Stored records
[START]
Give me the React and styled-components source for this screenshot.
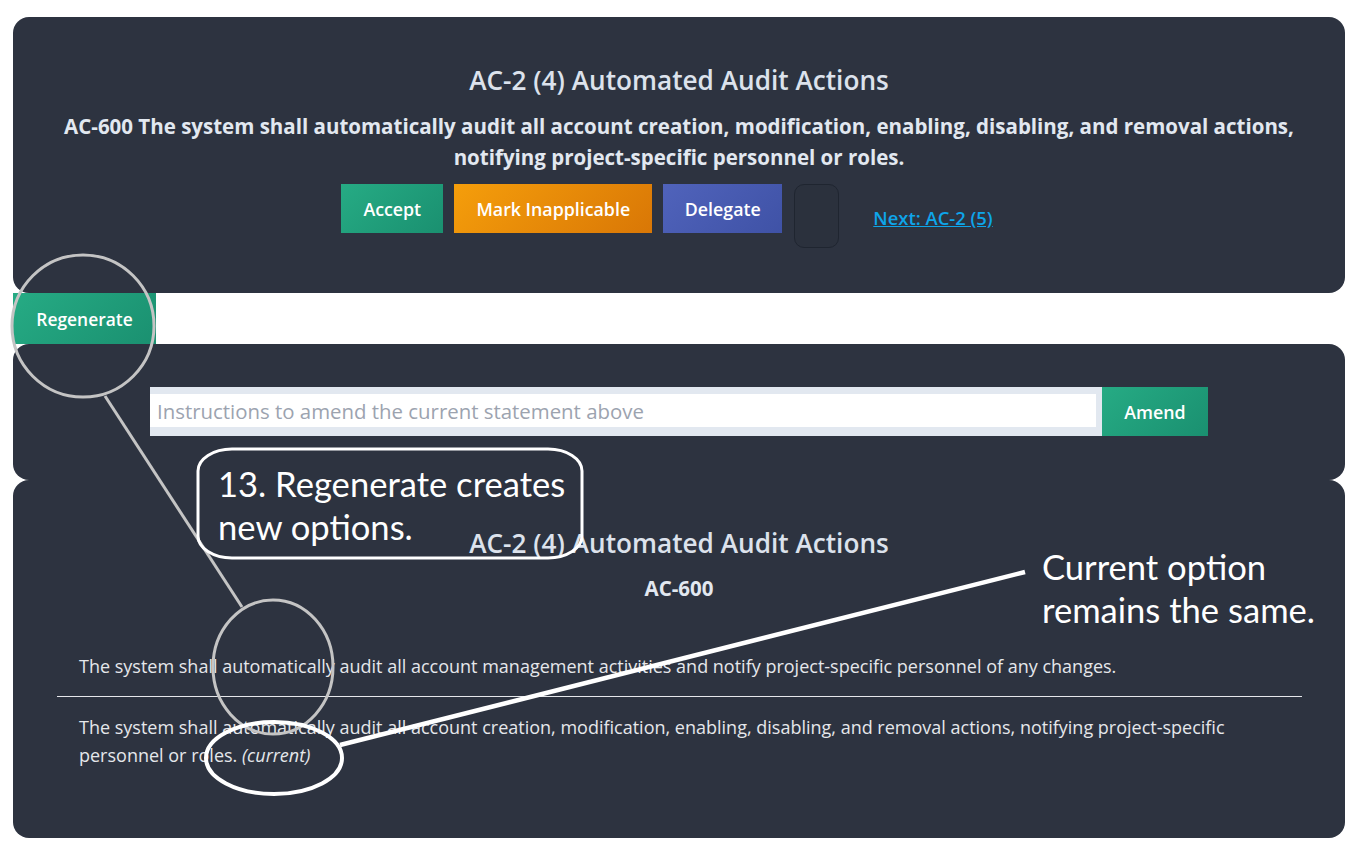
import styled, { createGlobalStyle } from "styled-components"

const GlobalStyle = createGlobalStyle`
  html, body {
    margin: 0;
    padding: 0;
    background: #ffffff;
    font-family: "Open Sans", "Noto Sans", sans-serif;
  }
  * { box-sizing: border-box; }
`

const Page = styled.div`
  position: relative;
  width: 1360px;
  min-height: 845px;
  padding: 17px 15px 0 13px;
  display: flex;
  flex-direction: column;
`

const Panel = styled.section`
  background: #2d3340;
  border-radius: 16px;
  padding: ${(p) => p.$pad};
  display: flex;
  flex-direction: column;
  align-items: center;
  height: ${(p) => p.$h}px;
`

const Title = styled.h2`
  margin: 0;
  font-size: 26.2px;
  line-height: 34px;
  font-weight: 600;
  color: #dce2ec;
  text-align: center;
`

const Statement = styled.p`
  margin: ${(p) => p.$mt}px 0 0;
  font-size: 20.5px;
  line-height: 31px;
  font-weight: 700;
  color: #e2e8f0;
  text-align: center;
  max-width: 1250px;
`

const ActionRow = styled.div`
  display: flex;
  align-items: flex-start;
  margin-top: 11px;
  margin-right: 24px;
`

const gradients = {
  green: "linear-gradient(135deg, #26ab84, #1a9070)",
  orange: "linear-gradient(135deg, #f59e0b, #d97706)",
  blue: "linear-gradient(135deg, #5063bb, #3f52a6)",
}

const ActionButton = styled.button`
  height: ${(p) => p.$h || 49}px;
  width: ${(p) => p.$w}px;
  margin-right: ${(p) => p.$mr || 0}px;
  border: none;
  border-radius: 0;
  background: ${(p) => gradients[p.$tone]};
  color: #ffffff;
  font-family: "Open Sans", sans-serif;
  font-size: ${(p) => p.$fs || 17.8}px;
  font-weight: 600;
  cursor: pointer;
  padding: 0;
`

const EmptyBox = styled.div`
  width: 45px;
  height: 64px;
  border: 1px solid #1f2530;
  border-radius: 10px;
  background: #2b313d;
`

const NextLink = styled.a`
  align-self: center;
  margin-left: 34px;
  margin-top: 2px;
  color: #0ea5e9;
  font-size: 18.4px;
  font-weight: 600;
  text-decoration: underline;
  cursor: pointer;
`

const RegenStrip = styled.div`
  display: flex;
  height: 51px;
`

const AmendRow = styled.div`
  display: flex;
  width: 1058px;
`

const InputWrap = styled.div`
  flex: 1;
  background: #e2e8f0;
  padding: 7px 6px 9px 0;
  display: flex;
`

const Input = styled.input`
  flex: 1;
  border: none;
  outline: none;
  height: 33px;
  padding: 0 7px;
  background: #ffffff;
  font-family: "Open Sans", sans-serif;
  font-size: 20.4px;
  color: #374151;
  &::placeholder { color: #9ca3af; }
`

const OptionList = styled.div`
  align-self: stretch;
  margin: 32px 43px 0 44px;
`

const Option = styled.div`
  padding: 16px 22px;
  font-size: 18px;
  line-height: 28px;
  color: #e5e7eb;
  border-bottom: ${(p) => (p.$divider ? "1px solid #e5e7eb" : "none")};
  & em { font-style: italic; }
`

const Overlay = styled.svg`
  position: absolute;
  left: 0;
  top: 0;
  width: 1360px;
  height: 845px;
  pointer-events: none;
`

const Note = styled.div`
  position: absolute;
  left: ${(p) => p.$x}px;
  top: ${(p) => p.$y}px;
  font-family: Lato, "Open Sans", sans-serif;
  font-size: 34.6px;
  line-height: 43px;
  color: #ffffff;
  white-space: nowrap;
  pointer-events: none;
`

export default function App() {
  return (
    <>
      <GlobalStyle />
      <Page>
        <Panel $pad="46px 0 0" $h={276}>
          <Title>AC-2 (4) Automated Audit Actions</Title>
          <Statement $mt={14}>
            AC-600 The system shall automatically audit all account creation, modification, enabling,
            disabling, and removal actions, notifying project-specific personnel or roles.
          </Statement>
          <ActionRow>
            <ActionButton $tone="green" $w={102} $mr={11}>Accept</ActionButton>
            <ActionButton $tone="orange" $w={198} $mr={11}>Mark Inapplicable</ActionButton>
            <ActionButton $tone="blue" $w={119} $mr={12}>Delegate</ActionButton>
            <EmptyBox />
            <NextLink>Next: AC-2 (5)</NextLink>
          </ActionRow>
        </Panel>

        <RegenStrip>
          <ActionButton $tone="green" $w={143} $h={51} $fs={17.4}>Regenerate</ActionButton>
        </RegenStrip>

        <Panel $pad="43px 0 0" $h={136}>
          <AmendRow>
            <InputWrap>
              <Input placeholder="Instructions to amend the current statement above" />
            </InputWrap>
            <ActionButton $tone="green" $w={106}>Amend</ActionButton>
          </AmendRow>
        </Panel>

        <Panel $pad="46px 0 0" $h={358}>
          <Title>AC-2 (4) Automated Audit Actions</Title>
          <Statement $mt={13}>AC-600</Statement>
          <OptionList>
            <Option $divider>
              The system shall automatically audit all account management activities and notify
              project-specific personnel of any changes.
            </Option>
            <Option>
              The system shall automatically audit all account creation, modification, enabling,
              disabling, and removal actions, notifying project-specific personnel or roles.{" "}
              <em>(current)</em>
            </Option>
          </OptionList>
        </Panel>

        <Overlay viewBox="0 0 1360 845">
          <ellipse cx="83" cy="326" rx="71" ry="71" fill="none" stroke="#c4c4c4" strokeWidth="3" />
          <line x1="105" y1="396" x2="242" y2="607" stroke="#c4c4c4" strokeWidth="3" />
          <ellipse cx="273" cy="667" rx="60" ry="67" fill="none" stroke="#c4c4c4" strokeWidth="3" />
          <rect x="198" y="449" width="384" height="109" rx="34" ry="22" fill="none" stroke="#ffffff" strokeWidth="3" />
          <ellipse cx="274" cy="758" rx="68" ry="36" fill="none" stroke="#ffffff" strokeWidth="4" />
          <line x1="340" y1="745" x2="1025" y2="572" stroke="#ffffff" strokeWidth="4.5" />
        </Overlay>
        <Note $x={218} $y={462}>13. Regenerate creates<br />new options.</Note>
        <Note $x={1042} $y={545}>Current option<br />remains the same.</Note>
      </Page>
    </>
  )
}
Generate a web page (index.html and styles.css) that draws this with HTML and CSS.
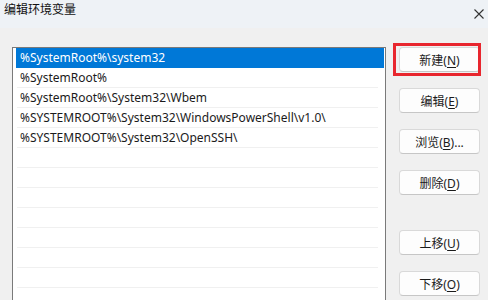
FILE: index.html
```html
<!DOCTYPE html>
<html lang="zh-CN">
<head>
  <meta charset="UTF-8" />
  <title>编辑环境变量</title>
  <link rel="stylesheet" href="styles.css">
</head>
<body>
  <div class="dialog">
    <div class="titlebar">
      <span class="title">编辑环境变量</span>
      <span class="close">
        <svg width="10" height="10" viewBox="0 0 10 10"><path d="M0.5 0.5L9.5 9.5M9.5 0.5L0.5 9.5" stroke="#333" stroke-width="1.1" fill="none"/></svg>
      </span>
    </div>

    <div class="content">
      <div class="list">
        <div class="row selected">%SystemRoot%\system32</div>
        <div class="row">%SystemRoot%</div>
        <div class="row">%SystemRoot%\System32\Wbem</div>
        <div class="row">%SYSTEMROOT%\System32\WindowsPowerShell\v1.0\</div>
        <div class="row">%SYSTEMROOT%\System32\OpenSSH\</div>
        <div class="row"></div>
        <div class="row"></div>
        <div class="row"></div>
        <div class="row"></div>
        <div class="row"></div>
        <div class="row"></div>
        <div class="row"></div>
      </div>

      <div class="buttons">
        <button class="btn marked">新建(<u>N</u>)</button>
        <button class="btn">编辑(<u>E</u>)</button>
        <button class="btn">浏览(<u>B</u>)...</button>
        <button class="btn">删除(<u>D</u>)</button>
        <button class="btn spaced">上移(<u>U</u>)</button>
        <button class="btn">下移(<u>O</u>)</button>
      </div>
    </div>
  </div>
</body>
</html>
```

FILE: styles.css
```css
body {
  margin: 0;
  font-family: "Noto Sans", "Noto Sans CJK SC", sans-serif;
  font-size: 12px;
  color: #1b1b1b;
  background: #f0f0f0;
}
.dialog {
  width: 488px;
  height: 300px;
  overflow: hidden;
}
.titlebar {
  height: 28px;
  display: flex;
  justify-content: space-between;
  background: #eef2f6;
}
.title {
  padding: 2px 0 0 4px;
  font-size: 12px;
  line-height: 16px;
  color: #111;
}
.close {
  padding: 6px 4px 0 0;
  width: 10px;
}
.content {
  display: flex;
  padding: 19px 0 0 12px;
}
.list {
  width: 367px;
  height: 300px;
  flex-shrink: 0;
  background: #fff;
  border: 1px solid #7a7a7a;
  border-bottom: none;
  padding: 0 1px 0 4px;
}
.row {
  height: 19px;
  line-height: 19px;
  padding-left: 3px;
  border-bottom: 1px solid #f0f0f0;
  margin-right: 6px;
  white-space: nowrap;
}
.row.selected {
  height: 20px;
  line-height: 20px;
  border-bottom: none;
  background: #0078d7;
  color: #fff;
  margin-left: -1px;
  margin-right: 0;
  padding-left: 4px;
}
.buttons {
  display: flex;
  flex-direction: column;
  gap: 16px;
  padding: 0 0 0 13px;
}
.btn {
  position: relative;
  width: 81px;
  height: 25px;
  background: #fdfdfd;
  border: 1px solid #d9d9d9;
  border-bottom-color: #c6c6c6;
  border-radius: 4px;
  font-family: inherit;
  font-size: 12px;
  color: #1b1b1b;
  padding: 0;
}
.btn u {
  text-underline-offset: 2px;
}
.btn.marked::after {
  content: "";
  position: absolute;
  left: -7px;
  right: -2px;
  top: -5px;
  bottom: -5px;
  border: 3px solid #e8262e;
}
.btn.spaced {
  margin-top: 19px;
}
```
[END]
GOAL: Go through the entries and return each line where the word "index" appears.

EXERCISE SOLUTION:
Generate a web page (index.html and styles.css) that draws this with HTML and CSS.
FILE: index.html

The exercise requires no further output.